For a wide range of occupations alternative vocational routes are both possible and less costly, says the CIPD

The government needs to end its ‘conveyor belt’ approach to university and do more to create and promote high-quality vocational pathways into work, according to the CIPD.

Its Alternative pathways into the labour market report found that for a wide range of occupations alternative vocational routes are both possible and less costly, with a smaller proportion of this cost falling on the learner. The average university student leaves education with £44,000 of debt.

The report also highlighted the issue of employers recruiting graduates into roles that do not require a degree. For example, 35% of new bank and post office clerks are now graduates, compared with just 3.5% who held degrees in 1979.

Additionally, 42.9% of police officers at the rank of sergeant and below entering the police force now hold degrees, compared with 1979 when less than 2% of officers of similar rank were graduates. A similar percentage (41%) of new recruits in property, housing and estate management are graduates, compared with only 3.6% in 1979; and 36.9% of newly employed teaching assistants hold a degree, when as late as 1999 only 5.6% of the occupation as a whole did.

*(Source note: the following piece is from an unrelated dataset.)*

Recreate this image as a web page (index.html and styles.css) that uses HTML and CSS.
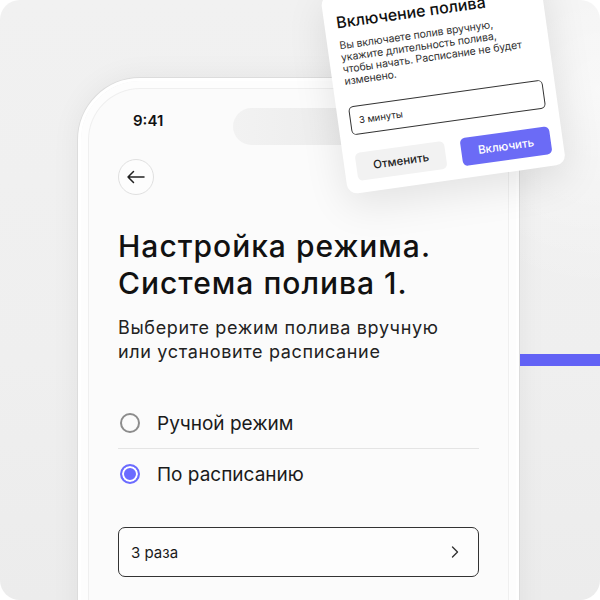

Peter Cheese, CIPD chief executive, expressed concern about whether graduates are able to utilise their skills and knowledge. “This report shows clearly how the huge increase in the supply of graduates over the last 35 years has resulted in more occupations and professions being colonised by people with degrees, regardless of whether they actually need them to do the job,” he said.

“Governments of all colours have long had a ‘conveyor belt’ approach to university education, with a rhetoric that has encouraged more students to pursue graduate qualifications. However, with this research showing that for many graduates the costs of university education outweigh its personal economic benefits, we need a much stronger focus on creating more high-quality alternative pathways into the workplace, such as higher-level apprenticeships, so we achieve parity of esteem between the two routes."

The CIPD is calling on the government to improve careers advice for schoolchildren, focus on improving the quality, not just quantity, of apprenticeships and ensure industrial strategy focuses on progression routes into work.